**The problem**. Retype, exactly as written, every line from the one containing "Recreate this image" down to the one containing "text-[26.5px] leading-8 font-bold", including both, and nothing else.

Records with interface code:

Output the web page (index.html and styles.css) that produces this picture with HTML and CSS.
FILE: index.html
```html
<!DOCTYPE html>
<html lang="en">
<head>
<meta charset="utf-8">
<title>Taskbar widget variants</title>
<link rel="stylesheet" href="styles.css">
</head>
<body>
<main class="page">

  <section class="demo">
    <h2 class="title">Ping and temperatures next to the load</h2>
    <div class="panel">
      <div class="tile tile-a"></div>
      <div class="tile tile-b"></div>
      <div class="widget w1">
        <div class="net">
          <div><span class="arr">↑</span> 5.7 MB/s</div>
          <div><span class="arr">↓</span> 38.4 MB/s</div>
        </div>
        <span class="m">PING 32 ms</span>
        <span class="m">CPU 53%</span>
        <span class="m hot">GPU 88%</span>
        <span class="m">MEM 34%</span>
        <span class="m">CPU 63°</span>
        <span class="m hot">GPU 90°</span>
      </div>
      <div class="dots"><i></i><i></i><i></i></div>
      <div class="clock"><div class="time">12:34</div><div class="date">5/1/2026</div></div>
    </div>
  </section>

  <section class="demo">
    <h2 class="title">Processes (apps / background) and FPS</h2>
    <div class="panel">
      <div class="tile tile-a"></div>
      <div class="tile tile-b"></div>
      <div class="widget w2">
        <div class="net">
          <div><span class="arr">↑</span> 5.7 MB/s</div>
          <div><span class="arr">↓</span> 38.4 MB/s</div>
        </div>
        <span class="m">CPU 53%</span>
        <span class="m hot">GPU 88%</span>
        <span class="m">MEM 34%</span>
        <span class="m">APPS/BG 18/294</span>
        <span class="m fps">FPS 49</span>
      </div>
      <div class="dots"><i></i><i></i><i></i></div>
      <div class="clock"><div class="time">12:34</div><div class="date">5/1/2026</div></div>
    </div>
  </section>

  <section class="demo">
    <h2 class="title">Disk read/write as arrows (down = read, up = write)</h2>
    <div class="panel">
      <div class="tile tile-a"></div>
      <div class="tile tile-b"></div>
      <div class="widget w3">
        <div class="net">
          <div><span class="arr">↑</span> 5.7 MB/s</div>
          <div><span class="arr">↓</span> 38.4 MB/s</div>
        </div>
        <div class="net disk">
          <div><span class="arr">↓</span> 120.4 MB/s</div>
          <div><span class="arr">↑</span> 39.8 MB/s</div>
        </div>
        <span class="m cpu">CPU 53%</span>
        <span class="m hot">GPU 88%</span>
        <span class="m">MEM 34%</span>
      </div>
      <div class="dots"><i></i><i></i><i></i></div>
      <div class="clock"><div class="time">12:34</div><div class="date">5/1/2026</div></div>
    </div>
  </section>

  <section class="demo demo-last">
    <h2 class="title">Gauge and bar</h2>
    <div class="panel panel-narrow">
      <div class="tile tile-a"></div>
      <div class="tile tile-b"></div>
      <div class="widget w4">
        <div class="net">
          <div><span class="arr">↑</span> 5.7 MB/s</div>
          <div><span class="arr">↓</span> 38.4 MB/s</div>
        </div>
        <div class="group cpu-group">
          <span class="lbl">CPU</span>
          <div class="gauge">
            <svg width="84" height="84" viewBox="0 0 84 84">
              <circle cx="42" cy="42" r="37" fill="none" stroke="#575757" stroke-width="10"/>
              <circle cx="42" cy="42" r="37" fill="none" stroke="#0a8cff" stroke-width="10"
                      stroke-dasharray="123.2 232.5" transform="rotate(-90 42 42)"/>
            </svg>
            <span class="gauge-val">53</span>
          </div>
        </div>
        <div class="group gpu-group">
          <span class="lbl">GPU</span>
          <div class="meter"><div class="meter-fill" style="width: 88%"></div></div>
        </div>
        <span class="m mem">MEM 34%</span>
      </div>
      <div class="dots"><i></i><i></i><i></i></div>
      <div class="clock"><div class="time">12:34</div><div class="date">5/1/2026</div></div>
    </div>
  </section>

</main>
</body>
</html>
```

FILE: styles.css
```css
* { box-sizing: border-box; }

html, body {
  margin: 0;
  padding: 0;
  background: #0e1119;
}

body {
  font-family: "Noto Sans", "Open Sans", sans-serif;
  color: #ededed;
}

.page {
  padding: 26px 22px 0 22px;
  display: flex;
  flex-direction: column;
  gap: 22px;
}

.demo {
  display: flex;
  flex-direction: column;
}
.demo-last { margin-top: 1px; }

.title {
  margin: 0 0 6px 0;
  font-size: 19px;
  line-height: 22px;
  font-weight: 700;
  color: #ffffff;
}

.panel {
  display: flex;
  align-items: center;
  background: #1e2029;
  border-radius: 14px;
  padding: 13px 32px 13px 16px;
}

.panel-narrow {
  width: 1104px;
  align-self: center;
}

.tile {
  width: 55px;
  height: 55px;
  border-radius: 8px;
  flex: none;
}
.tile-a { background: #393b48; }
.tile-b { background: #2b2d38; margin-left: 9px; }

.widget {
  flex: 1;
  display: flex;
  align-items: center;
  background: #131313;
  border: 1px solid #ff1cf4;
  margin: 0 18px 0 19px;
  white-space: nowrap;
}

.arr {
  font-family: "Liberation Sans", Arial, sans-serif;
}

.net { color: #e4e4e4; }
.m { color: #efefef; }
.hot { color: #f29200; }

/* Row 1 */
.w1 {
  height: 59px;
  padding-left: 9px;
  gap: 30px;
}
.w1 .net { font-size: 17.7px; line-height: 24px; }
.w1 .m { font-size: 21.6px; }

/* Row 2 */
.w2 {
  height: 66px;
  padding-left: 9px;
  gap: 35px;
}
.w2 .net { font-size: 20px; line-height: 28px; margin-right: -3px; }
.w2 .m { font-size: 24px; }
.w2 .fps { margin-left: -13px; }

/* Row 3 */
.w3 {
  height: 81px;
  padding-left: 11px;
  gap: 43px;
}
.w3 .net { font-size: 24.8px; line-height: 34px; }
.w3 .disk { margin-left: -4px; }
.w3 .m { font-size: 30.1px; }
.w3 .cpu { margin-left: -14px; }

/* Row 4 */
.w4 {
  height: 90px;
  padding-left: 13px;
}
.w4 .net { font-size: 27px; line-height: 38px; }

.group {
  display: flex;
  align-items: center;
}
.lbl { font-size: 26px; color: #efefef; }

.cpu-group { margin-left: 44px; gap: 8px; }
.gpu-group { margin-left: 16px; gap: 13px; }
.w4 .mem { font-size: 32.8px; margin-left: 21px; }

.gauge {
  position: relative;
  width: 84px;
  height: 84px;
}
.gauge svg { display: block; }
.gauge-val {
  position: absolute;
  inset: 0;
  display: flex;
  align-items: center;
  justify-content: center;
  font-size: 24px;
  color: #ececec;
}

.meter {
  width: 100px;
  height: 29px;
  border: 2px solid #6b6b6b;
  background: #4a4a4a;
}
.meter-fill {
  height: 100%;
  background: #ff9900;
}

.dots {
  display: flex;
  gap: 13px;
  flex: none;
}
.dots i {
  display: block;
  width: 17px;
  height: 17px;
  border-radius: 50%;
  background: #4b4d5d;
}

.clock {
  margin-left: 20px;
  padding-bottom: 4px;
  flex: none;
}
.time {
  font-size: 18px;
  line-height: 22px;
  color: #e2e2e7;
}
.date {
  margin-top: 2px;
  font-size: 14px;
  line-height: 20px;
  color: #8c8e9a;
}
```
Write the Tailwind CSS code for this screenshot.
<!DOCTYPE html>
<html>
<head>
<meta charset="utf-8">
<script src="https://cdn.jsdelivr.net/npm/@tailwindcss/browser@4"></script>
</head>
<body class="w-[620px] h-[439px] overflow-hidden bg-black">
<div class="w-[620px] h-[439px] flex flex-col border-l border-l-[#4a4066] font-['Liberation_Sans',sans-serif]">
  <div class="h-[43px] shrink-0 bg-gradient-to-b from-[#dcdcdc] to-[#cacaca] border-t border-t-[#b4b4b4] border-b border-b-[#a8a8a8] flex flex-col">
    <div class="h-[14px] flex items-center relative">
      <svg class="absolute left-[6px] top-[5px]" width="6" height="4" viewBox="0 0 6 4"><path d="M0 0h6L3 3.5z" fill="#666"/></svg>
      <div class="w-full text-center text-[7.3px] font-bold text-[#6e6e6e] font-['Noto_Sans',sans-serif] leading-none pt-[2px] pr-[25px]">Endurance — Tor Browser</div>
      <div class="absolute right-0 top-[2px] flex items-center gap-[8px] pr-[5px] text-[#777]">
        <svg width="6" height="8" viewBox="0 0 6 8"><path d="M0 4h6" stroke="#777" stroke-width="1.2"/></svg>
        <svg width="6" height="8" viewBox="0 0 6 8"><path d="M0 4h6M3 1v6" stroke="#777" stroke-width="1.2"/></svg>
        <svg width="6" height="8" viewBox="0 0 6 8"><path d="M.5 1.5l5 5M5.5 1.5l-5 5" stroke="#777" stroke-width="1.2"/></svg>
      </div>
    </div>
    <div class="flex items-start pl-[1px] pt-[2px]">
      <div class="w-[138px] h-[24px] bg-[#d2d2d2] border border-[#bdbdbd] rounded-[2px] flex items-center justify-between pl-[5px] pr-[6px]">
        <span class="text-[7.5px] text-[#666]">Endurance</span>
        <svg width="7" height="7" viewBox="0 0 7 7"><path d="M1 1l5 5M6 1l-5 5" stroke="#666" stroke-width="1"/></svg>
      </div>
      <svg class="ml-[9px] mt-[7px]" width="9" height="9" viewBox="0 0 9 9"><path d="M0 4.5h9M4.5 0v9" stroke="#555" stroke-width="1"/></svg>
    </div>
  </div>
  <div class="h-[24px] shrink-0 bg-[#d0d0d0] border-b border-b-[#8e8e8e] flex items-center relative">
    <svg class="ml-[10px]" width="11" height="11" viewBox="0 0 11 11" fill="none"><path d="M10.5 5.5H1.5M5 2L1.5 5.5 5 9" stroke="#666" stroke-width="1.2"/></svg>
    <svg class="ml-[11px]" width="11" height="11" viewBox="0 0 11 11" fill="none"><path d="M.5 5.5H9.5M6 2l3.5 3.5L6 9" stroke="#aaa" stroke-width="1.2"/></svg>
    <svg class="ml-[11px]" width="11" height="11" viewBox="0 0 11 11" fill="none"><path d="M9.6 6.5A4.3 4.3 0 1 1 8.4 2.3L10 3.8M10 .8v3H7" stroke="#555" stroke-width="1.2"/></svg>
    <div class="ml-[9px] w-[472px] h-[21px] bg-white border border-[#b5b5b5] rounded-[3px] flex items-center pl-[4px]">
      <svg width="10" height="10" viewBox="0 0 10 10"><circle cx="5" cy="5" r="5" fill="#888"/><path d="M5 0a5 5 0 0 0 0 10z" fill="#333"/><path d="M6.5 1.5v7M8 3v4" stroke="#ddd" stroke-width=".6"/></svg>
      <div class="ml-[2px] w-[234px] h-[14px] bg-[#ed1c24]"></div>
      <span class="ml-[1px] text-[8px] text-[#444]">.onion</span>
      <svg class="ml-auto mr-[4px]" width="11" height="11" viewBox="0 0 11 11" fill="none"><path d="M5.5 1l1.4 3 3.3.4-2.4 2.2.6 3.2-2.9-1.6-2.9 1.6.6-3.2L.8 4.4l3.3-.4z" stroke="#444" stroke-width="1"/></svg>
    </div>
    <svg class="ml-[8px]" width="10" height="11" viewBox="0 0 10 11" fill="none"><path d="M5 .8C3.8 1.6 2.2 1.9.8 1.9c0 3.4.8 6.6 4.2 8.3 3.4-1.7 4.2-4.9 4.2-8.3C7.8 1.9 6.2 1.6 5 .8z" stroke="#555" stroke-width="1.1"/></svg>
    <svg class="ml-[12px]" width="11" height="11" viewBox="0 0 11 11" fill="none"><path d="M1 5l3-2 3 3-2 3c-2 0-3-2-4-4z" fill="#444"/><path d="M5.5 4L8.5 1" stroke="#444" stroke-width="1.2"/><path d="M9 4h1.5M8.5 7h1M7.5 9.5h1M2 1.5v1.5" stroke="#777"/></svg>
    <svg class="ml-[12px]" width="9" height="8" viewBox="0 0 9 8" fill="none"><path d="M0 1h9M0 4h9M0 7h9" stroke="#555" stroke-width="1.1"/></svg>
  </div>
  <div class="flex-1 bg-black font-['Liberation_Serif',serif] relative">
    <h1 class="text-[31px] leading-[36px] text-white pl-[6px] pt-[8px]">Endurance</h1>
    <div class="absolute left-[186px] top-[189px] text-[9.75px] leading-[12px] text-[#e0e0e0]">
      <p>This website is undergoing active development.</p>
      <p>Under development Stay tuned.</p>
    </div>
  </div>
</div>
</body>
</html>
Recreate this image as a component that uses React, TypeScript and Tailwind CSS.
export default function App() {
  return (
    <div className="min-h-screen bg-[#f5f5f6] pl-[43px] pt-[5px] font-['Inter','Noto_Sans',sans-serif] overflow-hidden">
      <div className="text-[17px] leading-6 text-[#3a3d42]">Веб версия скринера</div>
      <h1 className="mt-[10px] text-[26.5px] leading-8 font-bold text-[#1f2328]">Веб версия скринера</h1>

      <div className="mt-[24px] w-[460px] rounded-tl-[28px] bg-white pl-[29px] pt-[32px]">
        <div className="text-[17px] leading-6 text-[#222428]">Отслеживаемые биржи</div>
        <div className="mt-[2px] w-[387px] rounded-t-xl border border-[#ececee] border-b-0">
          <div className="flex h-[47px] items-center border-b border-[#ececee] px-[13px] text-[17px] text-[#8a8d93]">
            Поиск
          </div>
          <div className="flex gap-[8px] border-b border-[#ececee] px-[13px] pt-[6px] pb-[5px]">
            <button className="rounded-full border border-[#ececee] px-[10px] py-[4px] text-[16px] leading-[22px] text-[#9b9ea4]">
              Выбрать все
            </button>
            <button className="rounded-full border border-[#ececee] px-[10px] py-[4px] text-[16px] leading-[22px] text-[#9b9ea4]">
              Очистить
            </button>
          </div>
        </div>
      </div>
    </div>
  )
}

**Exercise output**.
Recreate this image as a component that uses React, TypeScript and Tailwind CSS.
export default function App() {
  return (
    <div className="min-h-screen bg-[#f5f5f6] pl-[43px] pt-[5px] font-['Inter','Noto_Sans',sans-serif] overflow-hidden">
      <div className="text-[17px] leading-6 text-[#3a3d42]">Веб версия скринера</div>
      <h1 className="mt-[10px] text-[26.5px] leading-8 font-bold text-[#1f2328]">Веб версия скринера</h1>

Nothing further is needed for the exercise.